次世代シークエンサーの普及で、病気の診断、治療、創薬だけでなく、政治や経済の面でも「新たな時代」へと突入をし始めています。
新型コロナウィルスの感染拡大で、「PCR検査」などという専門用語が一般に認識されてきましたので、とても理解されやすくなりました。しかし、「PCR検査」自体に不確定要素が多すぎる事、その他検査方法の問題点まで把握している人が少ないのも確かなことです。
DNAシークエンシングから説明を致します。
DNAは、生物の遺伝情報のほとんどを担う分子です。その分子の「塩基配列」が暗号となって符号化されています。DNAシークエンシング(DNAsequencing)とは、このDNAを構成するヌクレオチドの結合順序(塩基配列)を決定することなのです。
DNAを構成している四つの塩基「アデニン」「グアニン」「シトシン」「チミン」の「長さ」の違いに着目して、配列を調べるのです。・・・アデニン(A)6,7,8,10,13,
グアニン(G)1,5,12, シトシン(C)3,9 チミン(T)2,4,11,14,15・・・
ギルバート法は、ポリアクリルアミドゲル電気泳動によって放射性同位体で標識したDNA断片を分離し、DNA断片中の特定の塩基を試薬により装飾する方法で、試薬を様々に組み合わせて、特定の塩基で切断された様々な長さのDNA断片を得、全体の塩基配列を判別して行く方法です。
サンガー法は、DNA複製酵素のDNAポリメラーゼで、末端が特定の塩基に反応するDNAを合成し、全体の配列を読んでいましたが、途中から「4種類の塩基(停止ヌクレオチド)に対応する波長の異なる蛍光色素で標識する方法」を導入し、飛躍的に効率が改善されました。
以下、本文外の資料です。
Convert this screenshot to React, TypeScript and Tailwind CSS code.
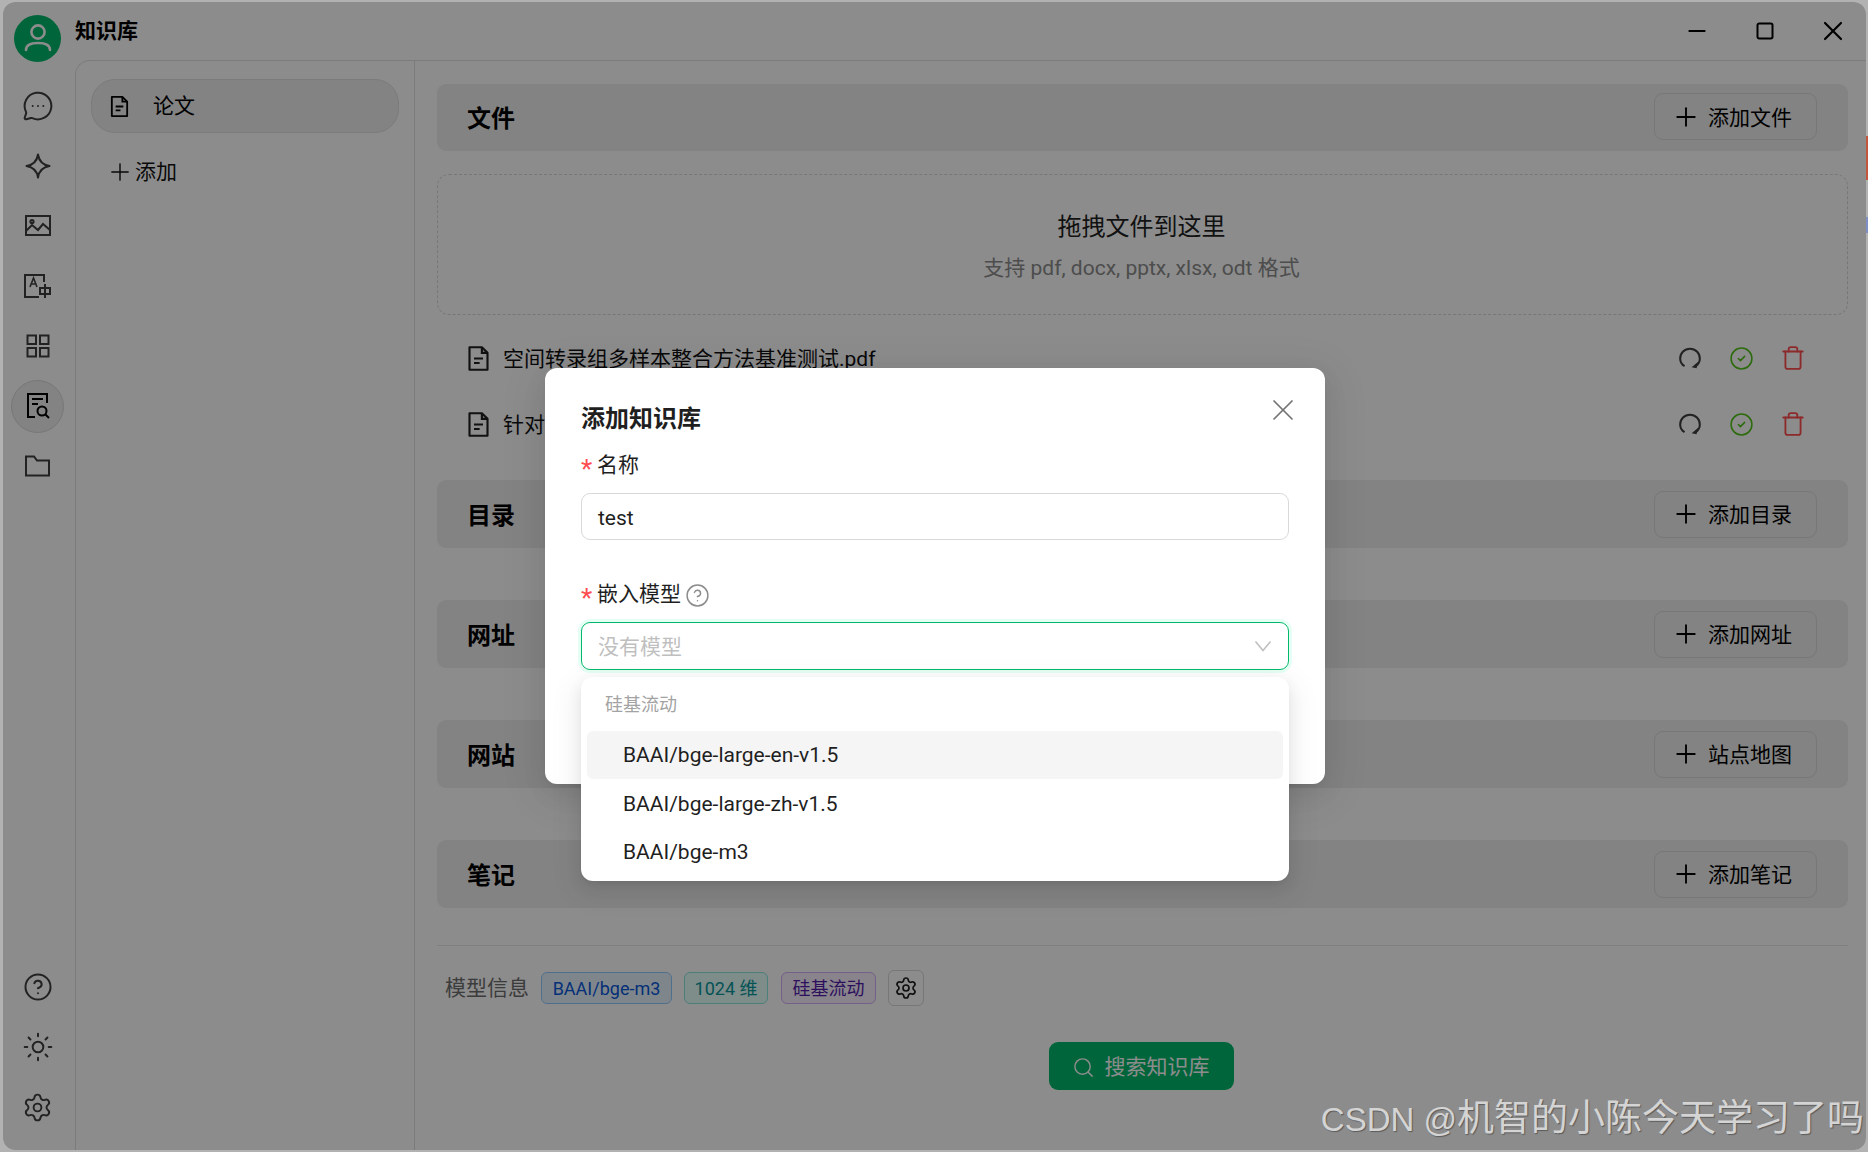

PCR(Polymerase Chain Reaction)検査は、文字通り「ポリメラーゼ連鎖反応」のことで、特定のDNAの塩基の断片(プライマー)を増幅し、試験管の中で増殖させて塩基配列を確認する方法です。これに蛍光試薬を加えて「特定の塩基配列」を蛍光識別する「リアルタイムPCR法」が導入されて来ています。